**DATA SEGMENT:**
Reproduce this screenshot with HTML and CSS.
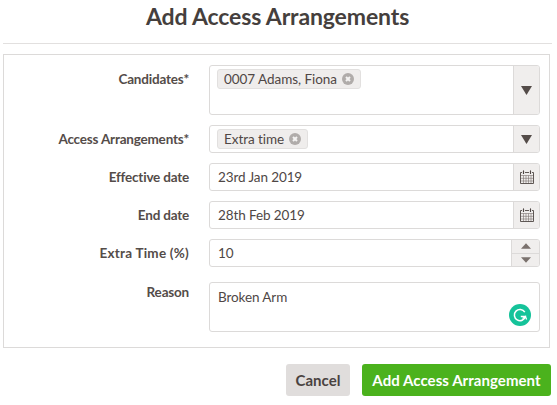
FILE: index.html
```html
<!DOCTYPE html>
<html lang="en">
<head>
<meta charset="utf-8">
<title>Add Access Arrangements</title>
<link rel="stylesheet" href="styles.css">
</head>
<body>
<div class="dialog">
  <h1 class="title">Add Access Arrangements</h1>
  <form class="panel">
    <div class="row">
      <div class="label">Candidates*</div>
      <div class="field tall">
        <div class="value tags"><span class="tag">0007 Adams, Fiona <svg class="x" viewBox="0 0 12 12"><circle cx="6" cy="6" r="6" fill="#b0acaa"/><path d="M4 4l4 4M8 4l-4 4" stroke="#f4f3f2" stroke-width="2"/></svg></span></div>
        <div class="addon wide"><svg class="caret" viewBox="0 0 11 9"><path d="M0 0h11L5.500 9z"/></svg></div>
      </div>
    </div>
    <div class="row">
      <div class="label">Access Arrangements*</div>
      <div class="field">
        <div class="value tags"><span class="tag">Extra time <svg class="x" viewBox="0 0 12 12"><circle cx="6" cy="6" r="6" fill="#b0acaa"/><path d="M4 4l4 4M8 4l-4 4" stroke="#f4f3f2" stroke-width="2"/></svg></span></div>
        <div class="addon wide"><svg class="caret" viewBox="0 0 11 9"><path d="M0 0h11L5.500 9z"/></svg></div>
      </div>
    </div>
    <div class="row">
      <div class="label">Effective date</div>
      <div class="field">
        <div class="value">23rd Jan 2019</div>
        <div class="addon wide"><svg class="cal" viewBox="0 0 14 14"><path d="M.5 5.500h13M.5 8.300h13M.5 11h13M3.500 5.500v8M6 5.500v8M8.500 5.500v8M11 5.500v8" fill="none" stroke="#7a716d" stroke-width=".6"/><path d="M2 2.500H.5v11h13v-11H12M5 2.500h4" fill="none" stroke="#4f4745" stroke-width=".9"/><path d="M3.500 .8v2.700M10.500 .8v2.700" stroke="#4f4745" stroke-width="1.200" stroke-linecap="round"/></svg></div>
      </div>
    </div>
    <div class="row">
      <div class="label">End date</div>
      <div class="field">
        <div class="value">28th Feb 2019</div>
        <div class="addon wide"><svg class="cal" viewBox="0 0 14 14"><path d="M.5 5.500h13M.5 8.300h13M.5 11h13M3.500 5.500v8M6 5.500v8M8.500 5.500v8M11 5.500v8" fill="none" stroke="#7a716d" stroke-width=".6"/><path d="M2 2.500H.5v11h13v-11H12M5 2.500h4" fill="none" stroke="#4f4745" stroke-width=".9"/><path d="M3.500 .8v2.700M10.500 .8v2.700" stroke="#4f4745" stroke-width="1.200" stroke-linecap="round"/></svg></div>
      </div>
    </div>
    <div class="row">
      <div class="label spaced">Extra Time (%)</div>
      <div class="field">
        <div class="value">10</div>
        <div class="spinner">
          <div class="spin"><svg class="tri" viewBox="0 0 11 6"><path d="M5.500 0L11 6H0z"/></svg></div>
          <div class="spin"><svg class="tri" viewBox="0 0 11 6"><path d="M0 0h11L5.500 6z"/></svg></div>
        </div>
      </div>
    </div>
    <div class="row reason">
      <div class="label">Reason</div>
      <div class="field area">
        <div class="value">Broken Arm</div>
        <svg class="grammarly" viewBox="0 0 22 22"><circle cx="11" cy="11" r="11" fill="#15c39a"/><path d="M15.800 8.200A5.600 5.600 0 1 0 16.400 12.500H11.800" fill="none" stroke="#fff" stroke-width="1.500"/><path d="M13.500 14.500l2.900-2 1.200 3" fill="none" stroke="#fff" stroke-width="1.300"/></svg>
      </div>
    </div>
  </form>
  <div class="actions">
    <button class="btn cancel" type="button">Cancel</button>
    <button class="btn add" type="button">Add Access Arrangement</button>
  </div>
</div>
</body>
</html>
```
FILE: styles.css
```css
html, body { margin: 0; padding: 0; background: #fff; }
body { width: 557px; height: 405px; overflow: hidden; font-family: Lato, "Open Sans", sans-serif; color: #4f4745; font-size: 13.5px; }
.dialog { padding: 0 5px 0 3px; }
.title { margin: 0; height: 43px; border-bottom: 1px solid #e2e0df; box-sizing: content-box; text-align: center; font-size: 23px; line-height: 32px; font-weight: 700; letter-spacing: -.13px; color: #453f3d; }
.panel { margin-top: 10px; width: 547px; box-sizing: border-box; height: 294px; border: 1px solid #dcdad9; padding: 10px 9px 15px 0; display: flex; flex-direction: column; gap: 10px; }
.row { display: grid; grid-template-columns: 185px 331px; column-gap: 20px; }
.reason { margin-top: 5px; }
.label { font-weight: 700; text-align: right; line-height: 28px; letter-spacing: -.2px; color: #544c49; }
.spaced { letter-spacing: .23px; }
.reason .label { line-height: 20px; }
.field { display: flex; height: 28px; box-sizing: border-box; border: 1px solid #dcdad9; border-radius: 3px; overflow: hidden; position: relative; background: #fff; }
.tall { height: 50px; }
.area { height: 50px; }
.value { flex: 1; padding: 0 8px; line-height: 26px; letter-spacing: -.1px; color: #4f4745; }
.area .value { padding-top: 1px; }
.tags { padding: 3px 7px; line-height: 18px; }
.tag { display: inline-flex; align-items: center; gap: 5px; height: 20px; box-sizing: border-box; padding: 0 6px; border: 1px solid #e2e0df; border-radius: 3px; background: #efedec; letter-spacing: -.05px; }
.x { width: 12px; height: 12px; }
.addon { display: flex; align-items: center; justify-content: center; border-left: 1px solid #dcdad9; background: #f0eeed; }
.wide { width: 25px; }
.caret { width: 11px; height: 9px; fill: #544c49; }
.cal { width: 14px; height: 14px; }
.spinner { width: 27px; display: flex; flex-direction: column; border-left: 1px solid #dcdad9; background: #f0eeed; }
.spin { flex: 1; display: flex; align-items: center; justify-content: center; }
.spin + .spin { border-top: 1px solid #dcdad9; }
.tri { width: 10px; height: 6px; fill: #7a716d; }
.grammarly { position: absolute; right: 8px; bottom: 5px; width: 22px; height: 22px; }
.actions { display: flex; justify-content: flex-end; gap: 12px; margin-top: 16px; width: 548px; }
.btn { height: 32px; border: 0; border-radius: 3px; font-family: inherit; font-size: 15px; font-weight: 700; letter-spacing: .06px; padding: 0; }
.cancel { width: 64px; background: #e0dddc; color: #4a4341; }
.add { width: 189px; background: #4bb21d; color: #fff; }
```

**WHAT YOU SHOULD DO:**
Set the pictures aside and transcribe the data above exactly.

**THE REPLY:**
Reproduce this screenshot with HTML and CSS.
FILE: index.html
```html
<!DOCTYPE html>
<html lang="en">
<head>
<meta charset="utf-8">
<title>Add Access Arrangements</title>
<link rel="stylesheet" href="styles.css">
</head>
<body>
<div class="dialog">
  <h1 class="title">Add Access Arrangements</h1>
  <form class="panel">
    <div class="row">
      <div class="label">Candidates*</div>
      <div class="field tall">
        <div class="value tags"><span class="tag">0007 Adams, Fiona <svg class="x" viewBox="0 0 12 12"><circle cx="6" cy="6" r="6" fill="#b0acaa"/><path d="M4 4l4 4M8 4l-4 4" stroke="#f4f3f2" stroke-width="2"/></svg></span></div>
        <div class="addon wide"><svg class="caret" viewBox="0 0 11 9"><path d="M0 0h11L5.500 9z"/></svg></div>
      </div>
    </div>
    <div class="row">
      <div class="label">Access Arrangements*</div>
      <div class="field">
        <div class="value tags"><span class="tag">Extra time <svg class="x" viewBox="0 0 12 12"><circle cx="6" cy="6" r="6" fill="#b0acaa"/><path d="M4 4l4 4M8 4l-4 4" stroke="#f4f3f2" stroke-width="2"/></svg></span></div>
        <div class="addon wide"><svg class="caret" viewBox="0 0 11 9"><path d="M0 0h11L5.500 9z"/></svg></div>
      </div>
    </div>
    <div class="row">
      <div class="label">Effective date</div>
      <div class="field">
        <div class="value">23rd Jan 2019</div>
        <div class="addon wide"><svg class="cal" viewBox="0 0 14 14"><path d="M.5 5.500h13M.5 8.300h13M.5 11h13M3.500 5.500v8M6 5.500v8M8.500 5.500v8M11 5.500v8" fill="none" stroke="#7a716d" stroke-width=".6"/><path d="M2 2.500H.5v11h13v-11H12M5 2.500h4" fill="none" stroke="#4f4745" stroke-width=".9"/><path d="M3.500 .8v2.700M10.500 .8v2.700" stroke="#4f4745" stroke-width="1.200" stroke-linecap="round"/></svg></div>
      </div>
    </div>
    <div class="row">
      <div class="label">End date</div>
      <div class="field">
        <div class="value">28th Feb 2019</div>
        <div class="addon wide"><svg class="cal" viewBox="0 0 14 14"><path d="M.5 5.500h13M.5 8.300h13M.5 11h13M3.500 5.500v8M6 5.500v8M8.500 5.500v8M11 5.500v8" fill="none" stroke="#7a716d" stroke-width=".6"/><path d="M2 2.500H.5v11h13v-11H12M5 2.500h4" fill="none" stroke="#4f4745" stroke-width=".9"/><path d="M3.500 .8v2.700M10.500 .8v2.700" stroke="#4f4745" stroke-width="1.200" stroke-linecap="round"/></svg></div>
      </div>
    </div>
    <div class="row">
      <div class="label spaced">Extra Time (%)</div>
      <div class="field">
        <div class="value">10</div>
        <div class="spinner">
          <div class="spin"><svg class="tri" viewBox="0 0 11 6"><path d="M5.500 0L11 6H0z"/></svg></div>
          <div class="spin"><svg class="tri" viewBox="0 0 11 6"><path d="M0 0h11L5.500 6z"/></svg></div>
        </div>
      </div>
    </div>
    <div class="row reason">
      <div class="label">Reason</div>
      <div class="field area">
        <div class="value">Broken Arm</div>
        <svg class="grammarly" viewBox="0 0 22 22"><circle cx="11" cy="11" r="11" fill="#15c39a"/><path d="M15.800 8.200A5.600 5.600 0 1 0 16.400 12.500H11.800" fill="none" stroke="#fff" stroke-width="1.500"/><path d="M13.500 14.500l2.900-2 1.200 3" fill="none" stroke="#fff" stroke-width="1.300"/></svg>
      </div>
    </div>
  </form>
  <div class="actions">
    <button class="btn cancel" type="button">Cancel</button>
    <button class="btn add" type="button">Add Access Arrangement</button>
  </div>
</div>
</body>
</html>
```
FILE: styles.css
```css
html, body { margin: 0; padding: 0; background: #fff; }
body { width: 557px; height: 405px; overflow: hidden; font-family: Lato, "Open Sans", sans-serif; color: #4f4745; font-size: 13.5px; }
.dialog { padding: 0 5px 0 3px; }
.title { margin: 0; height: 43px; border-bottom: 1px solid #e2e0df; box-sizing: content-box; text-align: center; font-size: 23px; line-height: 32px; font-weight: 700; letter-spacing: -.13px; color: #453f3d; }
.panel { margin-top: 10px; width: 547px; box-sizing: border-box; height: 294px; border: 1px solid #dcdad9; padding: 10px 9px 15px 0; display: flex; flex-direction: column; gap: 10px; }
.row { display: grid; grid-template-columns: 185px 331px; column-gap: 20px; }
.reason { margin-top: 5px; }
.label { font-weight: 700; text-align: right; line-height: 28px; letter-spacing: -.2px; color: #544c49; }
.spaced { letter-spacing: .23px; }
.reason .label { line-height: 20px; }
.field { display: flex; height: 28px; box-sizing: border-box; border: 1px solid #dcdad9; border-radius: 3px; overflow: hidden; position: relative; background: #fff; }
.tall { height: 50px; }
.area { height: 50px; }
.value { flex: 1; padding: 0 8px; line-height: 26px; letter-spacing: -.1px; color: #4f4745; }
.area .value { padding-top: 1px; }
.tags { padding: 3px 7px; line-height: 18px; }
.tag { display: inline-flex; align-items: center; gap: 5px; height: 20px; box-sizing: border-box; padding: 0 6px; border: 1px solid #e2e0df; border-radius: 3px; background: #efedec; letter-spacing: -.05px; }
.x { width: 12px; height: 12px; }
.addon { display: flex; align-items: center; justify-content: center; border-left: 1px solid #dcdad9; background: #f0eeed; }
.wide { width: 25px; }
.caret { width: 11px; height: 9px; fill: #544c49; }
.cal { width: 14px; height: 14px; }
.spinner { width: 27px; display: flex; flex-direction: column; border-left: 1px solid #dcdad9; background: #f0eeed; }
.spin { flex: 1; display: flex; align-items: center; justify-content: center; }
.spin + .spin { border-top: 1px solid #dcdad9; }
.tri { width: 10px; height: 6px; fill: #7a716d; }
.grammarly { position: absolute; right: 8px; bottom: 5px; width: 22px; height: 22px; }
.actions { display: flex; justify-content: flex-end; gap: 12px; margin-top: 16px; width: 548px; }
.btn { height: 32px; border: 0; border-radius: 3px; font-family: inherit; font-size: 15px; font-weight: 700; letter-spacing: .06px; padding: 0; }
.cancel { width: 64px; background: #e0dddc; color: #4a4341; }
.add { width: 189px; background: #4bb21d; color: #fff; }
```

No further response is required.